> **Requirements**: Nothing after the line with "const [hovered] = useState('ARM64');" belongs in the copy; extract the lines below from the top through that line, pictures left out.

^^^^^^^^

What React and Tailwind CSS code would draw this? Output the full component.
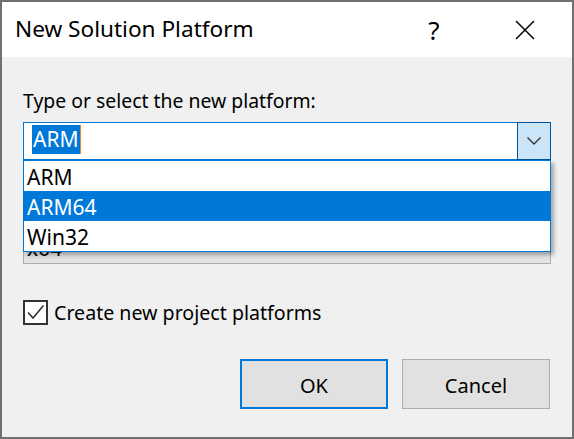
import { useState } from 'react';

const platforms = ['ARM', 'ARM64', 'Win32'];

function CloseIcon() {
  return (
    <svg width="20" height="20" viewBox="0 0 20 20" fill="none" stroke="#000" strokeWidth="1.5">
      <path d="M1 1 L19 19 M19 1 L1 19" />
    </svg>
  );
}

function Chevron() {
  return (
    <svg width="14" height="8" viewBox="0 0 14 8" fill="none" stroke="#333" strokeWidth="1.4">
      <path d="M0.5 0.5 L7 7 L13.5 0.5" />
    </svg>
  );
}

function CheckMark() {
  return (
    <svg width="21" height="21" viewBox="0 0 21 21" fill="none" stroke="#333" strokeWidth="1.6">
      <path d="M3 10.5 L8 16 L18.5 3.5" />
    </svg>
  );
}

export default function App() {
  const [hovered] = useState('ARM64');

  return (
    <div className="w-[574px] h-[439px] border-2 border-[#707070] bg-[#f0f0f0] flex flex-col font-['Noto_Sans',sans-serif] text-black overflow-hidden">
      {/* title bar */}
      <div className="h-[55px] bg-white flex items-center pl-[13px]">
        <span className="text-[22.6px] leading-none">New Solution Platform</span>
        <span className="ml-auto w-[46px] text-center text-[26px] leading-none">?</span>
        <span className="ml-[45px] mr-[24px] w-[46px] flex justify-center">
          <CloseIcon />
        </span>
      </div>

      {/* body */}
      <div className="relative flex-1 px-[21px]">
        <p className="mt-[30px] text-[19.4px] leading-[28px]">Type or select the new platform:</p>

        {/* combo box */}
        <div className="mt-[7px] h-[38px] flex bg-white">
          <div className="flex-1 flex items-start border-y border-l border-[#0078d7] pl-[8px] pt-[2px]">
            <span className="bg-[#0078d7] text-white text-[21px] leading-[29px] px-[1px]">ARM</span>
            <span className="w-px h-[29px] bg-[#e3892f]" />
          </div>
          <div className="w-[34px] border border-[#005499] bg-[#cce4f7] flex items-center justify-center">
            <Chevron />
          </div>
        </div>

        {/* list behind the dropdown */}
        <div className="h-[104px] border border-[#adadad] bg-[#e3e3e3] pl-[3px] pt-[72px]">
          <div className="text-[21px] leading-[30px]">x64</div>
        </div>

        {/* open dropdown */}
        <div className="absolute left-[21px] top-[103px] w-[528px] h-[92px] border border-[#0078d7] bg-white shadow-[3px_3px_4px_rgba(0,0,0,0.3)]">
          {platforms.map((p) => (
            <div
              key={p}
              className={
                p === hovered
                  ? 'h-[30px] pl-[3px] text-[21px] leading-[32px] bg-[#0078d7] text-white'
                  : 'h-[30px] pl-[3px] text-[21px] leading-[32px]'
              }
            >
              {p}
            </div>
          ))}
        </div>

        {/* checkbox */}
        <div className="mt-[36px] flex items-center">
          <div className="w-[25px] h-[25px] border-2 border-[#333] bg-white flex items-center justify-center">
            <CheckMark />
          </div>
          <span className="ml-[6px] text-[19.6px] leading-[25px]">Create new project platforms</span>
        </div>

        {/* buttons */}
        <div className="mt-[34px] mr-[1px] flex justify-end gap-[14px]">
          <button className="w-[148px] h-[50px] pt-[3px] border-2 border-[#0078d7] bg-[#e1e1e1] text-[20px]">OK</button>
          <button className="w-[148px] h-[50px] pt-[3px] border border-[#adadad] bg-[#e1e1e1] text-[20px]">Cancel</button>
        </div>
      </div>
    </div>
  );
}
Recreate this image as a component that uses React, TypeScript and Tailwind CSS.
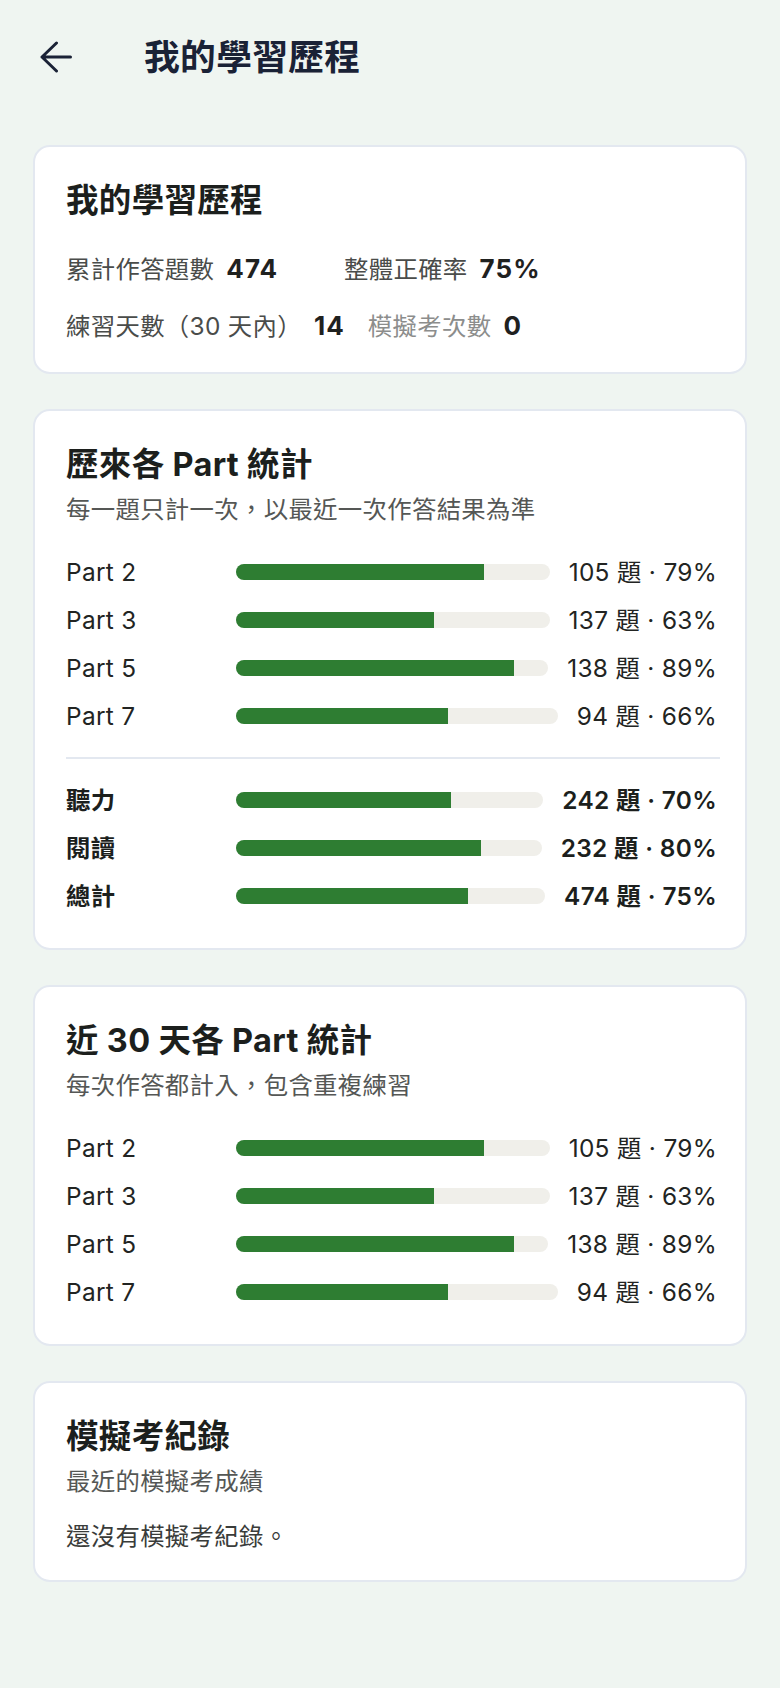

^^^^^^^^

> **Right answer**:
What React and Tailwind CSS code would draw this? Output the full component.
import { useState } from 'react';

const platforms = ['ARM', 'ARM64', 'Win32'];

function CloseIcon() {
  return (
    <svg width="20" height="20" viewBox="0 0 20 20" fill="none" stroke="#000" strokeWidth="1.5">
      <path d="M1 1 L19 19 M19 1 L1 19" />
    </svg>
  );
}

function Chevron() {
  return (
    <svg width="14" height="8" viewBox="0 0 14 8" fill="none" stroke="#333" strokeWidth="1.4">
      <path d="M0.5 0.5 L7 7 L13.5 0.5" />
    </svg>
  );
}

function CheckMark() {
  return (
    <svg width="21" height="21" viewBox="0 0 21 21" fill="none" stroke="#333" strokeWidth="1.6">
      <path d="M3 10.5 L8 16 L18.5 3.5" />
    </svg>
  );
}

export default function App() {
  const [hovered] = useState('ARM64');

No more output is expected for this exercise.